**Exercise description:**
Report how many lines include the word "this", and nothing besides that number.

** Start Information supplied **

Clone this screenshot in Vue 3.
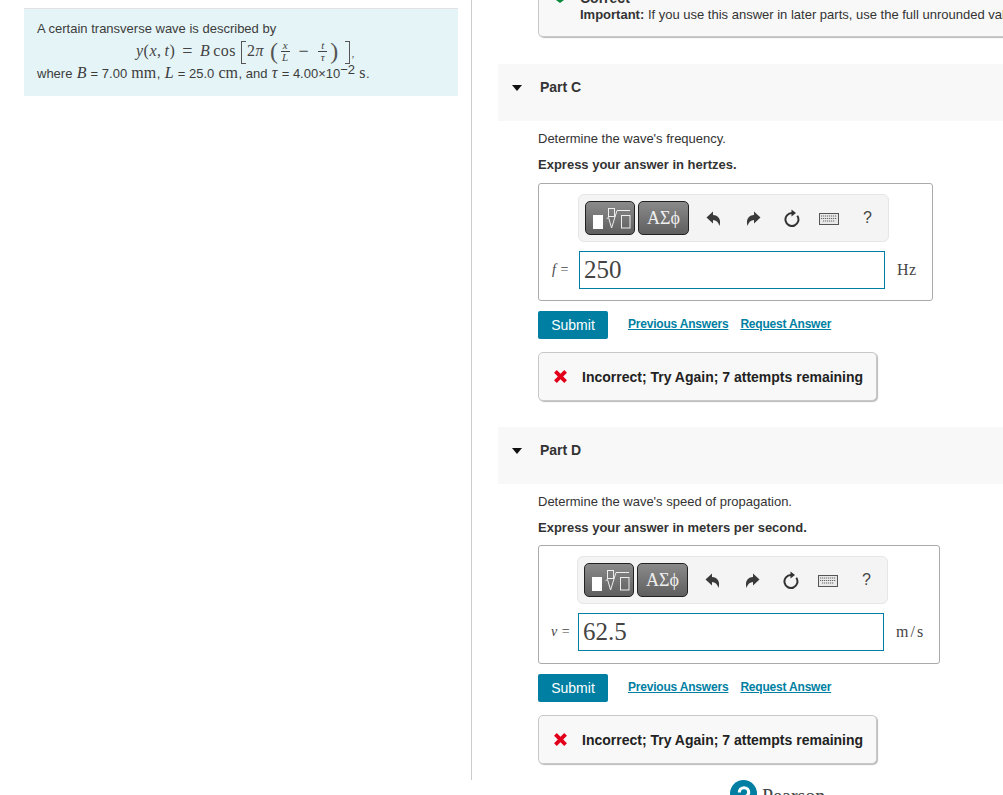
<script setup>
const parts = [
  { name: 'Part C', question: "Determine the wave's frequency.", express: 'Express your answer in hertzes.', symbol: 'f', value: '250', unit: 'Hz', wide: false },
  { name: 'Part D', question: "Determine the wave's speed of propagation.", express: 'Express your answer in meters per second.', symbol: 'v', value: '62.5', unit: 'm/s', wide: true }
]
</script>

<template>
  <div class="page">
    <aside class="left">
      <div class="intro">
        <div class="line1">A certain transverse wave is described by</div>
        <div class="eq">
          <i>y</i><span>(</span><i>x</i><span class="cm">,</span><i>t</i><span>)</span>
          <span class="equals">=</span>
          <i>B</i><span class="cos">cos</span>
          <span class="br open" aria-label="["></span><span class="two">2</span><i>π</i>
          <span class="big par first">(</span>
          <span class="frac"><i>x</i><i class="den">L</i></span>
          <span class="minus">−</span>
          <span class="frac"><i>t</i><i class="den">τ</i></span>
          <span class="big par">)</span><span class="br close" aria-label="]"></span><span class="comma">,</span>
        </div>
        <div class="line3">where <i class="m">B</i> = 7.00 <span class="m">mm</span>, <i class="m">L</i> = 25.0 <span class="m">cm</span>, and <i class="m">τ</i> = 4.00×10<sup>−2</sup> <span class="m">s</span>.</div>
      </div>
    </aside>

    <main class="right">
      <div class="correct">
        <div class="correct-title">
          <svg class="check" width="12" height="8" viewBox="0 0 12 8"><path d="M1 0 H9 L5 3 Z" fill="#0a8a3a" /></svg>
          <b>Correct</b>
        </div>
        <div class="important"><b>Important:</b> If you use this answer in later parts, use the full unrounded value in your calculations.</div>
      </div>

      <section v-for="p in parts" :key="p.name" class="part">
        <header class="part-head">
          <span class="tri"></span>
          <b>{{ p.name }}</b>
        </header>
        <div class="body">
          <p class="question">{{ p.question }}</p>
          <p class="express">{{ p.express }}</p>

          <div class="answer" :class="{ wide: p.wide }">
            <div class="toolbar">
              <div class="tbtn tmpl">
                <span class="block"></span>
                <svg width="27" height="28" viewBox="0 0 27 28" fill="none" stroke="#eee" stroke-width="1">
                  <rect x="3.5" y="4.5" width="6" height="8" />
                  <path d="M1.6 14.6 L3.5 13.5 L6.6 24 L12 6.5 H25" />
                  <rect x="16.5" y="11.5" width="8.5" height="12.5" />
                </svg>
              </div>
              <div class="tbtn greek">ΑΣϕ</div>
              <svg class="ic i-undo" width="16" height="16" viewBox="0 0 16 16"><path d="M0.5 6.5 L7 0.5 V4 C12 4 15.5 8 13.5 15 C12.5 11 10 9 7 9 V12.5 Z" fill="#3a3a3a" /></svg>
              <svg class="ic i-redo" width="16" height="16" viewBox="0 0 16 16"><path d="M15.5 6.5 L9 0.5 V4 C4 4 0.5 8 2.5 15 C3.5 11 6 9 9 9 V12.5 Z" fill="#3a3a3a" /></svg>
              <svg class="ic i-reset" width="18" height="18" viewBox="0 0 18 18" fill="none"><path d="M14.3 6.8 A6.5 6.5 0 1 1 9 4" stroke="#333" stroke-width="2" /><path d="M8.5 0.5 L13 4 L8.5 7.5 Z" fill="#333" /></svg>
              <svg class="ic i-kbd" width="20" height="12" viewBox="0 0 20 12"><rect x="0.5" y="0.5" width="19" height="11" fill="#e8e8e8" stroke="#555" /><path d="M2 3 H18 M2 5.5 H18 M4 8 H16" stroke="#666" stroke-width="1.2" stroke-dasharray="1.2 .8" /></svg>
              <span class="help">?</span>
            </div>
            <div class="input-row">
              <span class="sym"><i>{{ p.symbol }}</i> =</span>
              <div class="input">{{ p.value }}</div>
              <span class="unit">{{ p.unit }}</span>
            </div>
          </div>

          <div class="actions">
            <button class="submit">Submit</button>
            <a class="link">Previous Answers</a>
            <a class="link">Request Answer</a>
          </div>

          <div class="feedback">
            <svg width="15" height="15" viewBox="0 0 14 14"><path d="M1 3.5 L3.5 1 L7 4.5 L10.5 1 L13 3.5 L9.5 7 L13 10.5 L10.5 13 L7 9.5 L3.5 13 L1 10.5 L4.5 7 Z" fill="#e2001a" /></svg>
            <b>Incorrect; Try Again; 7 attempts remaining</b>
          </div>
        </div>
      </section>

      <div class="pearson">
        <svg width="27" height="27" viewBox="0 0 26 26"><circle cx="13" cy="13" r="13" fill="#007fa3" /><path d="M9 12 C9 6 18 6 18 12 C18 16 13 16 13 19 V24" fill="none" stroke="#fff" stroke-width="3" /></svg>
        <span>Pearson</span>
      </div>
    </main>
  </div>
</template>

<style>
html, body { margin: 0; padding: 0; background: #fff; }
</style>

<style scoped>
.page {
  width: 1003px;
  height: 795px;
  overflow: hidden;
  display: flex;
  align-items: flex-start;
  font-family: "Liberation Sans", Arial, sans-serif;
  color: #333;
  font-size: 13px;
  background: #fff;
}
.left {
  flex: none;
  box-sizing: border-box;
  width: 472px;
  height: 780px;
  padding: 8px 13px 0 24px;
  border-right: 1px solid #ccc;
}
.intro {
  background: #e5f5f7;
  border-top: 1px solid #e2e2e2;
  height: 88px;
  box-sizing: border-box;
  padding: 12px 13px 0;
  color: #3c3c3c;
}
.line1 { height: 16px; line-height: 16px; }
.eq {
  height: 26px;
  margin-top: 1px;
  padding-left: 99px;
  display: flex;
  align-items: center;
  font-family: "Liberation Serif", serif;
  font-size: 16px;
  letter-spacing: 0.5px;
  color: #444;
  white-space: nowrap;
}
.cm { margin-right: 3px; }
.equals { margin: 0 7px 0 7px; font-size: 18px; }
.cos { margin-left: 3px; }
.big { font-weight: 100; line-height: 26px; }
.br {
  box-sizing: border-box;
  flex: none;
  width: 5px;
  height: 23px;
  border: 1px solid #555;
  margin-top: 2px;
}
.open { border-right: none; margin-left: 5px; margin-right: 1px; }
.close { border-left: none; margin-left: 4px; }
.par { font-size: 24px; margin: 0 2px 0 3px; color: #555; }
.first { margin-left: 6px; }
.frac {
  display: inline-flex;
  flex-direction: column;
  align-items: center;
  font-size: 11px;
  line-height: 11px;
  width: 9px;
  letter-spacing: 0;
}
.den { border-top: 1px solid #444; width: 100%; text-align: center; }
.minus { margin: 0 9px; font-size: 18px; }
.comma { font-size: 10px; align-self: flex-end; margin-bottom: 5px; margin-left: 2px; }
.line3 { height: 18px; line-height: 18px; white-space: nowrap; }
.m { font-family: "Liberation Serif", serif; font-size: 16px; margin: 0 0.6px; }
.line3 sup { line-height: 0; vertical-align: 4px; font-size: 13px; }

.right { flex: 1; min-width: 0; padding-left: 26px; }
.correct {
  box-sizing: border-box;
  width: 540px;
  height: 37px;
  margin-left: 40px;
  margin-bottom: 27px;
  background: #f8f8f8;
  border: 1px solid #c8c8c8;
  border-top: none;
  border-radius: 0 0 5px 5px;
  box-shadow: 1px 1px 1px #bbb;
  padding-left: 41px;
  display: flex;
  flex-direction: column;
  justify-content: flex-end;
  padding-bottom: 13px;
  white-space: nowrap;
  overflow: hidden;
}
.correct-title { height: 14px; flex: none; font-size: 14px; position: relative; line-height: 14px; margin-bottom: 2px; }
.check { position: absolute; left: -25px; bottom: -3px; }
.important { font-size: 13px; line-height: 16px; height: 16px; flex: none; }
.part-head {
  height: 57px;
  background: #f8f8f8;
  display: flex;
  align-items: center;
  font-size: 14px;
  padding-left: 14px;
  padding-bottom: 12px;
  box-sizing: border-box;
}
.part-head b { margin-left: 18px; color: #333; }
.tri {
  width: 0; height: 0;
  border-left: 5.5px solid transparent;
  border-right: 5.5px solid transparent;
  border-top: 6px solid #111;
  margin-top: 2px;
}
.body { padding-left: 40px; }
.question { margin: 0; padding-top: 9px; line-height: 17px; height: 17px; }
.express { margin: 0 0 10px; padding-top: 9px; line-height: 17px; font-weight: bold; height: 17px; }
.answer {
  box-sizing: border-box;
  width: 395px;
  height: 118px;
  border: 1px solid #aaa;
  border-radius: 3px;
  padding: 10px 0 0 39px;
}
.answer.wide { width: 402px; height: 119px; padding-left: 38px; margin-top: -1px; }
.toolbar {
  box-sizing: border-box;
  width: 311px;
  height: 48px;
  background: #f4f4f4;
  border: 1px solid #e6e6e6;
  border-radius: 6px;
  display: flex;
  align-items: center;
  padding-left: 6px;
}
.tbtn {
  box-sizing: border-box;
  height: 34px;
  width: 50px;
  border: 1px solid #222;
  border-radius: 5px;
  background: linear-gradient(#8a8a8a, #5f5f5f);
  color: #eee;
  display: flex;
  align-items: center;
  justify-content: center;
}
.tmpl { margin-right: 3px; gap: 2px; justify-content: flex-start; padding-left: 7px; }
.block { width: 10px; height: 14px; background: #fff; margin-top: 7px; flex: none; }
.tmpl svg { flex: none; }
.greek { font-family: "Liberation Serif", serif; font-size: 18px; width: 51px; }
.ic { flex: none; margin-top: 2px; }
.i-undo { margin-left: 17px; }
.i-redo { margin-left: 23px; }
.i-reset { margin-left: 22px; margin-top: 0; }
.i-kbd { margin-left: 18px; }
.help { margin-left: 24px; font-size: 16px; color: #444; }
.input-row { display: flex; align-items: center; margin-top: 9px; margin-left: -27px; }
.sym {
  width: 27px;
  margin-left: 1px;
  flex: none;
  font-family: "Liberation Serif", serif;
  font-size: 14px;
  color: #444;
  white-space: nowrap;
  word-spacing: 1px;
}
.input {
  box-sizing: border-box;
  width: 306px;
  height: 38px;
  border: 1px solid #007fa3;
  padding-left: 4px;
  font-family: "Liberation Serif", serif;
  font-size: 25px;
  line-height: 36px;
  color: #444;
}
.unit { margin-left: 12px; font-family: "Liberation Serif", serif; font-size: 16px; letter-spacing: 0.5px; color: #444; }
.wide .unit { letter-spacing: 2px; }
.actions { display: flex; align-items: flex-start; margin-top: 10px; }
.submit {
  width: 70px;
  height: 28px;
  border: none;
  border-radius: 2px;
  background: #007fa3;
  color: #fff;
  font-family: "Liberation Sans", Arial, sans-serif;
  font-size: 14px;
  padding: 0;
  margin-right: 20px;
}
.link {
  color: #007fa3;
  font-size: 12px;
  font-weight: bold;
  letter-spacing: -0.2px;
  text-decoration: underline;
  line-height: 26px;
  margin-right: 12px;
  white-space: nowrap;
}
.feedback {
  box-sizing: border-box;
  width: 339px;
  height: 49px;
  margin-top: 13px;
  margin-bottom: 26px;
  background: #f8f8f8;
  border: 1px solid #c8c8c8;
  border-radius: 5px;
  box-shadow: 1px 1px 1px #bbb;
  display: flex;
  align-items: center;
  padding-left: 14px;
  gap: 14px;
  color: #222;
  font-size: 14px;
  white-space: nowrap;
}
.pearson {
  display: flex;
  align-items: flex-start;
  margin: -10px 0 0 232px;
  font-family: "Liberation Serif", serif;
  font-size: 20px;
  color: #444;
  gap: 5px;
}
.pearson span { margin-top: 5px; }
</style>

** End Information supplied **

**Written solution:**
2